=== Directions ===
Extract the lines of the material below, beginning with the first and ending with the line that holds "string; zeit: string;". Skip every picture.
------ Data block ------
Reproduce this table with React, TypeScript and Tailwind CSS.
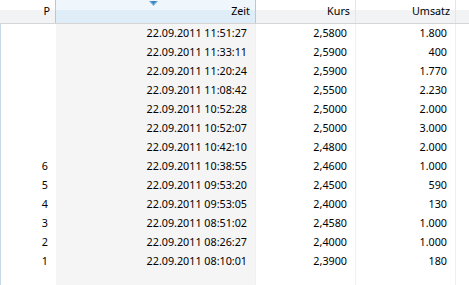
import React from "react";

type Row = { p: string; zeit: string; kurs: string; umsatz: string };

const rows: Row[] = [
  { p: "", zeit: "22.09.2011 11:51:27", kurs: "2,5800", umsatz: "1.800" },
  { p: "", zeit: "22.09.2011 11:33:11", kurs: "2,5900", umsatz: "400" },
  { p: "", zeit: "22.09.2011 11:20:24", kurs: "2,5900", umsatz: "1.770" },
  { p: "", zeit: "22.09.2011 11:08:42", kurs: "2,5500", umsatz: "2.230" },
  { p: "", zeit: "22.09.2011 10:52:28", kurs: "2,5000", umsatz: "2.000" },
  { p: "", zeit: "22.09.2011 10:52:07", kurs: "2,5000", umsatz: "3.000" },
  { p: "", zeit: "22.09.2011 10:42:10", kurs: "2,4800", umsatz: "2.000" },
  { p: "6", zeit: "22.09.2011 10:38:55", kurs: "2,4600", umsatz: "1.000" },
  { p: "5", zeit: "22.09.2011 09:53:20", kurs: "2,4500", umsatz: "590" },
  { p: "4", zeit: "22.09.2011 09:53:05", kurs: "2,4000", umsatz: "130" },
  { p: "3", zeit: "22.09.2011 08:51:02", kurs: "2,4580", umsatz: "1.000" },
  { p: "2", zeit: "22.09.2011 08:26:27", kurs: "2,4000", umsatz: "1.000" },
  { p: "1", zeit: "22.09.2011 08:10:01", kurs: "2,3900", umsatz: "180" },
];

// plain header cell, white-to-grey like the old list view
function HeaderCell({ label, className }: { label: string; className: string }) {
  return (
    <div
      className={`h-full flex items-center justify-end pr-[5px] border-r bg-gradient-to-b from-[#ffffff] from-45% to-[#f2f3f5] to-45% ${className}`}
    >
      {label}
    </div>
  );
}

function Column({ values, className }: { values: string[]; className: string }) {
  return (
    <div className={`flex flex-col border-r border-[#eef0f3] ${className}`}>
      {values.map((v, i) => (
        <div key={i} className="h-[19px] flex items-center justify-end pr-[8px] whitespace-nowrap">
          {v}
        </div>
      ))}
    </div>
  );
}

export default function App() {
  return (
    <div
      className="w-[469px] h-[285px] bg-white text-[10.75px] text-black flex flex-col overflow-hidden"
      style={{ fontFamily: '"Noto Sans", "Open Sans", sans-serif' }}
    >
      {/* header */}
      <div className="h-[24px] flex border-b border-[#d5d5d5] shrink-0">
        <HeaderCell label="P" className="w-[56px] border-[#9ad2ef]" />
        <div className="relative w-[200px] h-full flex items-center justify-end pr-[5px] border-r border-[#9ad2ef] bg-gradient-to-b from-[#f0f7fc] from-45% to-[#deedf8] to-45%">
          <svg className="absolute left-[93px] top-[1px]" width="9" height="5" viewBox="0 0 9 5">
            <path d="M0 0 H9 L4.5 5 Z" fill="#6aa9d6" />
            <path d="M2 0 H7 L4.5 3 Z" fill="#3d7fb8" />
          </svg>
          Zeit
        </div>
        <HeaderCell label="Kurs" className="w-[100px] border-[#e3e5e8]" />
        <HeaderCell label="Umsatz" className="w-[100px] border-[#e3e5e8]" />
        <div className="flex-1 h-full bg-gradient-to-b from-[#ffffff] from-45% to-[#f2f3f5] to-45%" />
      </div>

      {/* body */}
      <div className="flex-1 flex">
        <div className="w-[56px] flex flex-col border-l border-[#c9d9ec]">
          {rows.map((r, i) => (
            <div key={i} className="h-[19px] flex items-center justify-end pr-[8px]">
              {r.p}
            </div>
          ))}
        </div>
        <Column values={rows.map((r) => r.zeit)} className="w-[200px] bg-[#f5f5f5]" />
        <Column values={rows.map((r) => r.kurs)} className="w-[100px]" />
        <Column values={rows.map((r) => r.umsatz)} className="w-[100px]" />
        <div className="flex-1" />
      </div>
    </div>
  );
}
------
=== Completed task ===
Reproduce this table with React, TypeScript and Tailwind CSS.
import React from "react";

type Row = { p: string; zeit: string; kurs: string; umsatz: string };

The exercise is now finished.